Al-Azzawi, who fled Iraq under Saddam Hussein’s dictatorship, titled his Beirut exhibition False Witnesses. He said: “I lived in another Iraq—that of the 1950s and 60s. I don’t want to be a false witness. One does not live twice. I will not return to or visit Iraq. Many who did after the tyrant’s fall soon left again for exile. I wish I had left earlier.” To see his work in Beirut, one would think he never left Iraq. Yet distance seems to have let him immerse himself more deeply in the country: intellectually, emotionally, and spiritually, exploring its civilisational and cultural legacy.

His features appear resolute, his expression grave, like a figure drawn from one of Mesopotamia's ancient epics, or from a poem by Iraqi poet Yusuf al-Sayegh, who once wrote: "My bones rattle like the bones of hyenas." Earlier in his career, al-Azzawi transformed several of al-Sayegh's poems into painted forms. Since the 1970s, poetry has been a defining influence in his art—the verses of Mahmoud Darwish, Adonis, Mohammed Mahdi al-Jawahiri, and Mudhaffar al-Nawwab—but al-Sayegh holds a special, personal resonance.

Al-Azzawi's paintings, murals, and sculptural installations depict Iraq's tragedies in the aftermath of Saddam Hussein's tyranny and the American liberation/invasion that pulverised and fragmented the country. This, in turn, gave rise to Abu Bakr al-Baghdadi's IS and the Iran-backed Popular Mobilisation Forces (PMF).
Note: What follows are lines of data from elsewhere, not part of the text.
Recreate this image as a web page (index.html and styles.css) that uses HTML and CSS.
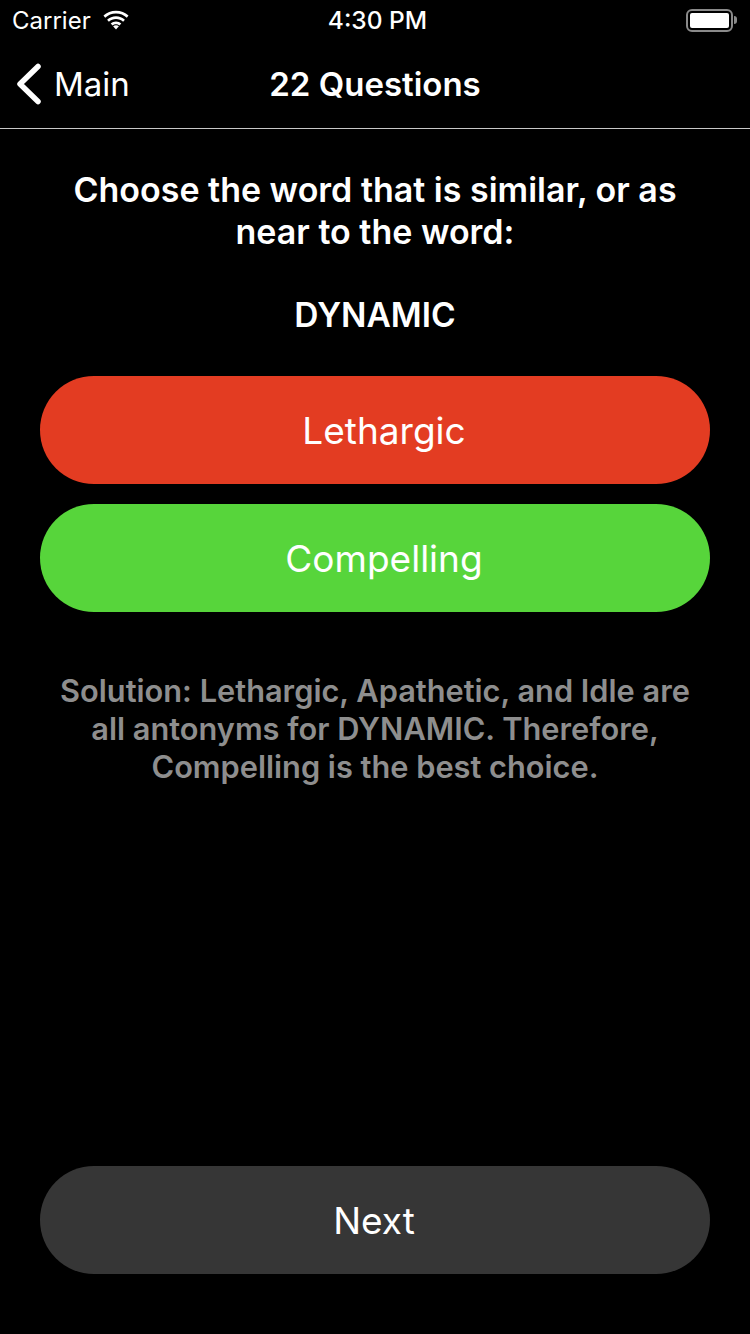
FILE: index.html
```html
<!DOCTYPE html>
<html lang="en">
<head>
  <meta charset="UTF-8">
  <meta name="viewport" content="width=device-width, initial-scale=1.0">
  <title>22 Questions</title>
  <link rel="stylesheet" href="styles.css">
</head>
<body>
  <div class="screen">
    <div class="statusbar">
      <div class="status-left">
        <span>Carrier</span>
        <svg class="wifi" width="30" height="22" viewBox="0 0 30 22">
          <path d="M15 4.5c4.2 0 7.9 1.6 10.8 4.2l1.7-2.1C24.200 3.500 19.800 1.700 15 1.700S5.800 3.500 2.500 6.600l1.700 2.100C7.100 6.100 10.800 4.500 15 4.500z" fill="#fff"/>
          <path d="M15 10c2.700 0 5.200 1 7.100 2.800l1.800-2.100C21.500 8.500 18.400 7.200 15 7.200s-6.500 1.300-8.900 3.500l1.800 2.100C9.800 11 12.300 10 15 10z" fill="#fff"/>
          <path d="M15 15.300c1.300 0 2.500 .5 3.400 1.300l1.900-2.200c-1.400-1.200-3.300-2-5.300-2s-3.900 .8-5.300 2l1.900 2.200c.9-.8 2.100-1.300 3.400-1.300z" fill="#fff"/>
          <path d="M15 20.500l2.900-3.300c-.8-.6-1.800-1-2.900-1s-2.100 .4-2.900 1z" fill="#fff"/>
        </svg>
      </div>
      <div class="status-time">4:30 PM</div>
      <div class="status-right">
        <div class="battery"><div class="battery-fill"></div></div>
        <div class="battery-cap"></div>
      </div>
    </div>

    <div class="navbar">
      <div class="nav-back">
        <svg width="28" height="42" viewBox="0 0 28 42">
          <path d="M24 3.500L6 21l18 17.500" fill="none" stroke="#fff" stroke-width="5.500" stroke-linecap="round" stroke-linejoin="round"/>
        </svg>
        <span>Main</span>
      </div>
      <div class="nav-title">22 Questions</div>
    </div>

    <div class="content">
      <h1 class="question">Choose the word that is similar, or as near to the word:</h1>
      <div class="word">DYNAMIC</div>
      <div class="answers">
        <div class="answer wrong">Lethargic</div>
        <div class="answer right">Compelling</div>
      </div>
      <p class="solution">Solution: Lethargic, Apathetic, and Idle are all antonyms for DYNAMIC. Therefore, Compelling is the best choice.</p>
      <div class="next">Next</div>
    </div>
  </div>
</body>
</html>
```

FILE: styles.css
```css
* { box-sizing: border-box; }
body {
  margin: 0;
  background: #000;
  color: #fff;
  font-family: Inter, 'Noto Sans', sans-serif;
}
.screen {
  width: 750px;
  height: 1334px;
  display: flex;
  flex-direction: column;
  overflow: hidden;
}
.statusbar {
  height: 40px;
  padding: 0 12px;
  display: grid;
  grid-template-columns: 1fr auto 1fr;
  align-items: center;
  font-size: 24px;
}
.status-left {
  display: flex;
  align-items: center;
  gap: 10px;
}
.status-time {
  padding-left: 5px;
  font-size: 24.5px;
  font-weight: 500;
}
.status-right {
  display: flex;
  align-items: center;
  justify-content: flex-end;
  gap: 1px;
  padding-right: 1px;
}
.battery {
  width: 47px;
  height: 23px;
  padding: 2px;
  border: 2px solid #8a8a8a;
  border-radius: 6px;
}
.battery-fill {
  height: 100%;
  background: #fff;
  border-radius: 2px;
}
.battery-cap {
  width: 3px;
  height: 8px;
  background: #8a8a8a;
  border-radius: 0 3px 3px 0;
}
.navbar {
  height: 89px;
  display: grid;
  grid-template-columns: 1fr auto 1fr;
  align-items: center;
  border-bottom: 1px solid #c8c8c8;
}
.nav-back {
  display: flex;
  align-items: center;
  gap: 12px;
  padding-left: 14px;
  font-size: 33px;
}
.nav-title {
  font-size: 33px;
  font-weight: 600;
}
.content {
  flex: 1;
  display: flex;
  flex-direction: column;
  padding: 40px 40px 60px;
}
.question {
  margin: 0;
  padding: 0 20px;
  font-size: 34px;
  line-height: 42px;
  font-weight: 560;
  text-align: center;
}
.word {
  margin-top: 41px;
  font-size: 33.500px;
  line-height: 42px;
  font-weight: 560;
  text-align: center;
}
.answers {
  margin-top: 40px;
  display: flex;
  flex-direction: column;
  gap: 20px;
}
.answer {
  height: 108px;
  border-radius: 54px;
  padding: 1px 0 0 18px;
  display: flex;
  align-items: center;
  justify-content: center;
  font-size: 37px;
}
.wrong { background: #e33c22; }
.right { background: #57d53b; }
.solution {
  margin: 60px 0 0;
  padding: 0 15px;
  font-size: 30.750px;
  line-height: 38px;
  font-weight: 560;
  text-align: center;
  color: #8e8e8e;
}
.next {
  margin-top: auto;
  height: 108px;
  border-radius: 54px;
  padding: 1px 2px 0 0;
  background: #363636;
  display: flex;
  align-items: center;
  justify-content: center;
  font-size: 37px;
}
```
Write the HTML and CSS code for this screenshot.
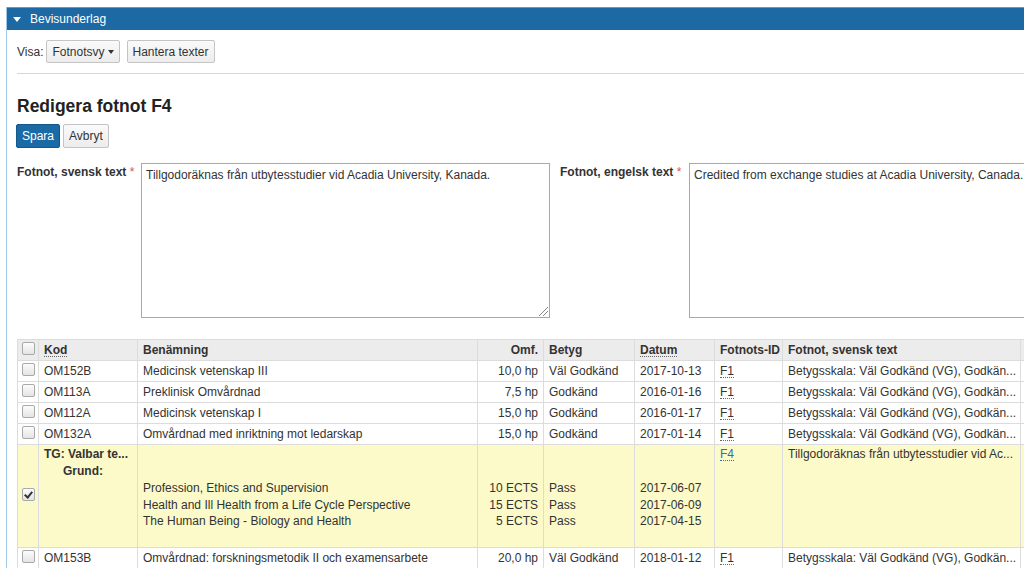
FILE: index.html
```html
<!DOCTYPE html>
<html lang="sv">
<head>
<meta charset="utf-8">
<link rel="stylesheet" href="styles.css">
</head>
<body>
<div class="panel">
  <div class="panel-head"><span class="tri"></span>Bevisunderlag</div>
  <div class="panel-body">
    <div class="toolbar">
      <span class="visa">Visa:</span>
      <button class="btn">Fotnotsvy <span class="caret"></span></button>
      <button class="btn">Hantera texter</button>
    </div>
    <h2 class="title">Redigera fotnot F4</h2>
    <div class="actions">
      <button class="btn btn-primary">Spara</button>
      <button class="btn">Avbryt</button>
    </div>
    <div class="fields">
      <label class="lbl lbl-sv">Fotnot, svensk text <span class="req">*</span></label>
      <div class="ta ta-sv">Tillgodoräknas från utbytesstudier vid Acadia University, Kanada.<span class="grip"></span></div>
      <label class="lbl lbl-en">Fotnot, engelsk text <span class="req">*</span></label>
      <div class="ta ta-en">Credited from exchange studies at Acadia University, Canada.</div>
    </div>
    <table class="grid">
      <colgroup>
        <col style="width:21px"><col style="width:99px"><col style="width:340px"><col style="width:66px"><col style="width:91px"><col style="width:80px"><col style="width:68px"><col style="width:238px"><col style="width:60px">
      </colgroup>
      <thead>
        <tr>
          <th class="cb"><span class="chk"></span></th>
          <th><span class="sort">Kod</span></th>
          <th>Benämning</th>
          <th class="r">Omf.</th>
          <th>Betyg</th>
          <th><span class="sort">Datum</span></th>
          <th>Fotnots-ID</th>
          <th>Fotnot, svensk text</th>
          <th></th>
        </tr>
      </thead>
      <tbody>
        <tr>
          <td class="cb"><span class="chk"></span></td><td>OM152B</td><td>Medicinsk vetenskap III</td><td class="r">10,0 hp</td><td>Väl Godkänd</td><td>2017-10-13</td><td><span class="fid">F1</span></td><td>Betygsskala: Väl Godkänd (VG), Godkän...</td><td></td>
        </tr>
        <tr>
          <td class="cb"><span class="chk"></span></td><td>OM113A</td><td>Preklinisk Omvårdnad</td><td class="r">7,5 hp</td><td>Godkänd</td><td>2016-01-16</td><td><span class="fid">F1</span></td><td>Betygsskala: Väl Godkänd (VG), Godkän...</td><td></td>
        </tr>
        <tr>
          <td class="cb"><span class="chk"></span></td><td>OM112A</td><td>Medicinsk vetenskap I</td><td class="r">15,0 hp</td><td>Godkänd</td><td>2016-01-17</td><td><span class="fid">F1</span></td><td>Betygsskala: Väl Godkänd (VG), Godkän...</td><td></td>
        </tr>
        <tr>
          <td class="cb"><span class="chk"></span></td><td>OM132A</td><td>Omvårdnad med inriktning mot ledarskap</td><td class="r">15,0 hp</td><td>Godkänd</td><td>2017-01-14</td><td><span class="fid">F1</span></td><td>Betygsskala: Väl Godkänd (VG), Godkän...</td><td></td>
        </tr>
        <tr class="sel">
          <td class="cb mid"><span class="chk on"></span></td>
          <td class="top"><div class="tg">TG: Valbar te...</div><div class="grund">Grund:</div></td>
          <td class="list"><div>Profession, Ethics and Supervision</div><div>Health and Ill Health from a Life Cycle Perspective</div><div>The Human Being - Biology and Health</div></td>
          <td class="list r"><div>10 ECTS</div><div>15 ECTS</div><div>5 ECTS</div></td>
          <td class="list"><div>Pass</div><div>Pass</div><div>Pass</div></td>
          <td class="list"><div>2017-06-07</div><div>2017-06-09</div><div>2017-04-15</div></td>
          <td class="top"><span class="fid link">F4</span></td>
          <td class="top">Tillgodoräknas från utbytesstudier vid Ac...</td>
          <td></td>
        </tr>
        <tr>
          <td class="cb"><span class="chk"></span></td><td>OM153B</td><td>Omvårdnad: forskningsmetodik II och examensarbete</td><td class="r">20,0 hp</td><td>Väl Godkänd</td><td>2018-01-12</td><td><span class="fid">F1</span></td><td>Betygsskala: Väl Godkänd (VG), Godkän...</td><td></td>
        </tr>
      </tbody>
    </table>
  </div>
</div>
</body>
</html>
```
FILE: styles.css
```css
html, body {
  margin: 0;
  padding: 0;
  background: #fff;
  overflow: hidden;
  width: 1024px;
  height: 568px;
}
body {
  font-family: "Liberation Sans", Arial, sans-serif;
  font-size: 12px;
  color: #333;
}
.panel {
  margin: 7px 0 0 6px;
  width: 1100px;
  border-left: 1px solid #9cc7e6;
}
.panel-head {
  background: #1d69a3;
  color: #fff;
  height: 23px;
  line-height: 23px;
  font-size: 12px;
  padding-left: 6px;
  display: flex;
  align-items: center;
  border-top: 1px solid #5b9bd0;
  box-sizing: border-box;
}
.tri {
  width: 0;
  height: 0;
  border-left: 4px solid transparent;
  border-right: 4px solid transparent;
  border-top: 5px solid #fff;
  margin-right: 9px;
  margin-top: 1px;
}
.panel-body {
  padding: 10px 0 0 10px;
}
.toolbar {
  display: flex;
  align-items: center;
  gap: 7px;
  height: 23px;
  padding-bottom: 10px;
  border-bottom: 1px solid #d6d6d6;
}
.visa { margin-right: -4px; }
.btn {
  font-family: "Liberation Sans", Arial, sans-serif;
  font-size: 12px;
  color: #333;
  height: 23px;
  padding: 0 5px;
  border: 1px solid #c4c4c4;
  border-radius: 2px;
  background: linear-gradient(#fafafa, #ececec);
  display: inline-flex;
  align-items: center;
  box-sizing: border-box;
}
.caret {
  display: inline-block;
  width: 0;
  height: 0;
  border-left: 3px solid transparent;
  border-right: 3px solid transparent;
  border-top: 4px solid #333;
  margin-left: 3px;
}
.title {
  font-size: 17.5px;
  font-weight: bold;
  margin: 21px 0 0 0;
  line-height: 22px;
  color: #222;
}
.actions {
  display: flex;
  gap: 3px;
  margin-top: 7px;
  margin-left: -1px;
}
.actions .btn { height: 24px; }
.btn-primary {
  background: #1a6aa6;
  border-color: #15598c;
  color: #fff;
}
.fields {
  display: flex;
  align-items: flex-start;
  margin-top: 15px;
}
.lbl {
  font-weight: bold;
  padding-top: 2px;
}
.req { color: #d9534f; font-weight: normal; }
.lbl-sv { width: 124px; }
.lbl-en { width: 129px; margin-left: 10px; }
.ta {
  position: relative;
  border: 1px solid #a9a9a9;
  height: 155px;
  box-sizing: border-box;
  padding: 4px 4px;
  line-height: 14px;
  background: #fff;
}
.ta-sv { width: 409px; }
.ta-en { width: 400px; }
.grip {
  position: absolute;
  right: 1px;
  bottom: 1px;
  width: 9px;
  height: 9px;
  background: linear-gradient(135deg, transparent 45%, #888 45%, #888 52%, transparent 52%, transparent 68%, #888 68%, #888 75%, transparent 75%);
}
.grid {
  margin-top: 21px;
  border-collapse: collapse;
  table-layout: fixed;
  width: 1063px;
}
.grid th, .grid td {
  border: 1px solid #dcdcdc;
  height: 21px;
  padding: 0 5px;
  text-align: left;
  white-space: nowrap;
  overflow: hidden;
  vertical-align: middle;
  line-height: 14px;
  box-sizing: border-box;
}
.grid th {
  background: #ececec;
  font-weight: bold;
}
.grid .cb {
  padding: 0;
  text-align: center;
}
.grid .r { text-align: right; }
.chk {
  display: inline-block;
  width: 11px;
  height: 11px;
  border: 1px solid #a9a9a9;
  border-radius: 2px;
  background: linear-gradient(#fcfcfc, #e4e4e4);
  vertical-align: middle;
  position: relative;
  top: -2px;
}
.chk.on::after {
  content: "";
  position: absolute;
  left: 3px;
  top: 1px;
  width: 3px;
  height: 6px;
  border: solid #333;
  border-width: 0 2px 2px 0;
  transform: rotate(40deg);
}
.sort, .fid {
  border-bottom: 1px dotted #666;
  line-height: 12px;
  display: inline-block;
}
.fid.link { color: #2a6fbf; border-bottom-color: #2a6fbf; }
.sel td { background: #fcfac8; height: auto; }
.grid .top { vertical-align: top; padding-top: 2px; }
.grid .list { vertical-align: top; padding-top: 35px; padding-bottom: 17px; line-height: 16.5px; }
.tg { font-weight: bold; }
.grund { font-weight: bold; padding-left: 19px; margin-top: 3px; }
```
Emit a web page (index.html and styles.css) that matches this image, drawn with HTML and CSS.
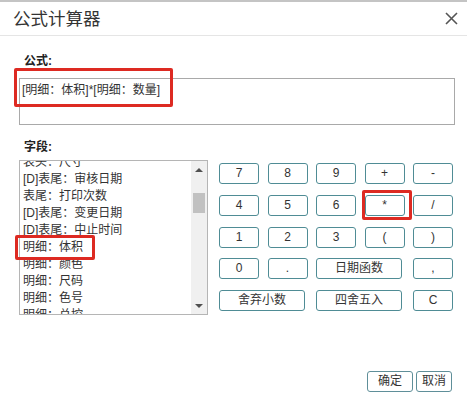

Before that, the Arab defeat of June 1967 marked a turning point in al-Azzawi's art, shaping his later engagement with political struggle, most vividly through his depictions of Palestinian resistance in Jordan and Lebanon.

Since the 1970s, poetry has been a defining influence in Azzawi's art, especially the verses of Yusuf al-Sayegh, Mahmoud Darwish, Adonis, and Mudhaffar al-Nawwab

Rage and mourning

Beirut became a wellspring of inspiration for al-Azzawi from the early 1970s onward. "When Baghdad became too narrow for us," he recalls, "Beirut and Kuwait opened their galleries to experimentation and expression." He belongs to the 1960s generation of Iraqi modernists (the 'Baghdad Group'), and then he became a founding member of the New Vision Group in 1969. Both sought to merge heritage with modernity, anchored in the "sacredness of Arab cultural identity" and Iraq's "mythic historical depth" rooted in civilisations predating Islam.

"The intellectual and the artist cannot directly change politics," Azzawi acknowledges. "It is the politicians, often illiterate, who shape its turns." As such, his recent work shifted from direct engagement to meditative reflection in response to the unleashed violence that has consumed Iraqi society since 2003. His sketchbooks, once filled with calligraphy and "painted poems," gave way to compositions of stark red and black, colours of rage and mourning. From there, he turned instead to epic literary narratives in pursuit of a "sacred silence," one that echoes the spirit of Mesopotamian civilisation and the enduring Arab heritage.

Dia al-Azzawi's artworks are on display in Galerie Saleh Barakat in Beirut until 31 October 2025.